In an article on forbes.com, Nick Messitte explains how producers boost the mid-range overtones of bass sounds to “fool” your ears into thinking there is more bass than earbuds can actually produce. What headphones lack in bass output, they more than make up for in mid-range frequencies and producers have learned to take full advantage.
The “in-ear” nature of headphones has also necessitated some changes in effective music recording methods. This article explains why panning instruments to different channels is no longer a good option. When instruments are panned to one side or the other on stereo speakers, it can make the recording sound more authentic; when we hear live music, the musicians are generally set up in some configuration in front of us so that we hear each instrument slightly more strongly in one ear than the other. There is a phenomenon by the name of “crossfeed” in play here. If a sound emanates from your right, your right ear will receive the signal more strongly and fraction of a second before your left. Your brain has learned to localize the source of sounds from this specific set of signals. The issue with headphones is that they eliminate natural crossfeed as each ear hears only what comes out of its respective side. If a recording includes panned tracks then it will sound somewhat unnatural as we hear the instrument more strongly in one ear, associate it with being positioned to the corresponding side, but then don’t receive the validation of the weak delayed signal in our other ear. A good example of this is The Beatles’ “Eleanor Rigby”. The Youtube version features all the tracks sounding straight down the middle (more or less) while the Spotify version has heavily panned lead vocals. Listen with headphones to each version, paying special attention to 0:13 where the first verse begins.

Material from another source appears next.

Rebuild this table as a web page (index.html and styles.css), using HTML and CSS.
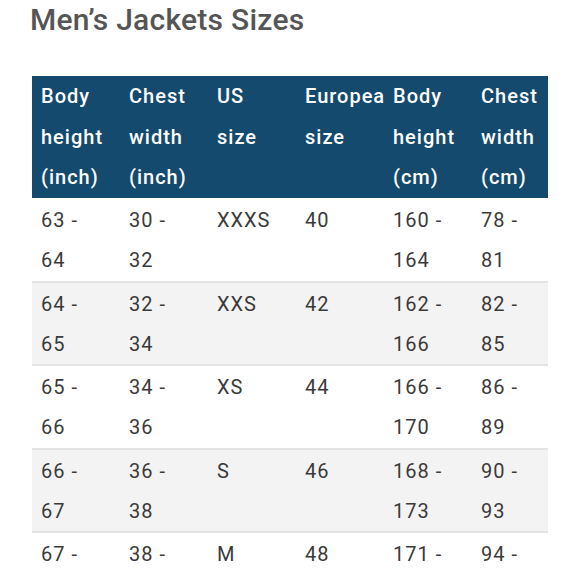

The panned version sounds as though Paul McCartney is singing directly into your right ear! The more recently adjusted version sounds more natural. As illustrated by this example, it makes sense for producers to move away from panning in favor of pleasing headphone listeners, even at the expense of losing the more “live” atmosphere of well mixed stereo recordings.
In a more abstract but just as important way, headphones have changed the way humans consume and interact with music. In an article in The Atlantic, Derek Thompson points out research that music evolved to “serve as a technology of social bonding”. Although Western cultures have been moving toward a more elite and specialized use of music for some time, the widespread use of headphones completes the about-face from “social bonding”. Headphones allow us to enjoy music completely alone, acting as a portable auditory social barrier even in the midst of a crowded social space.
While losing interpersonal connections is concerning, David Byrne worries at an even deeper level about the lose of connection with ourselves. In his book, How Music Works, Byrne argues that the constant presence of recorded music in our lives, enabled in large part by the technology of headphones, prevents us from hearing the “music ‘playing’ in our heads”. His point is that the humming, whistling, and audiating we constantly engage in while not listening to music is much more than a silly habit. It is in fact an essential creative process that connects us more deeply to music. In the age of headphones, music is more and more often a solitary one-way street in which we consume but fail to interact. Too often we defer to listening to what Byrne calls the “experts” (recorded artists) and forget that silence is absolutely necessary to allow for processing, synthesizing, and creating. Music is interactive in nature and we must avoid allowing headphones to lead us to becoming increasingly passive listeners.
From the tangible effects of adjusted production techniques to less obvious changes in the ways we consume music, headphones have had profound impacts on our lives. In conjunction with the advent of recorded music and portable music players, headphones have allowed music to be both more present in our lives and also more isolating than ever before. While headphones can be a wonderfully convenient and useful technology, it would be smart of us to be conscious of when and why we use them and how they effect our relationship to the music we can’t seem to get enough of.
Sources:
www.theatlantic.com/technology/archive/2012/05/how-headphones-changed-the-world/257830/
www.smithsonanmag.com/arts-culture/a-partial-history-of-headphones-4693742
www.stuff.tv/features/headphones-complete-history/rise-walkman-1979-1990
https://ehomerecordingstudio.com/best-mixing-headphones/
Byrne, David. “How Music Works.” Three Rivers Press, an Imprint of the Crown Publishing Group, a Division of Penguin Random House LLC, 2017, pp. 139–141.

Really awesome post Adrian! I think this is a very apt topic to write about because I have always found it entertaining to walk around Eastman and see how many people are completely plugged in to their headphones and especially which people are constantly in that state. I think this post did a really great job of weaving that idea through the entire article. Structurally speaking I think this article is extremely well crafted; the pacing is clear, there is a good bit of background, and one can very easily navigate through the information you presented. I found the Eleanor Rigby example to be really fascinating! I had no idea that the difference would be that drastic and it helped me gain a much better idea of the role mixing and panning play in the recording process. I think your blog was a great length and maybe this wouldn’t be the place for this but I think it would have been really cool to delve more into the reasons and the science behind why silence is necessary for our brains and how constant headphone usage disrupts that because I had never heard of that before. That being said this blog was a pleasure to read and was very informational and really exceeded at furthering the larger point the whole time, well done!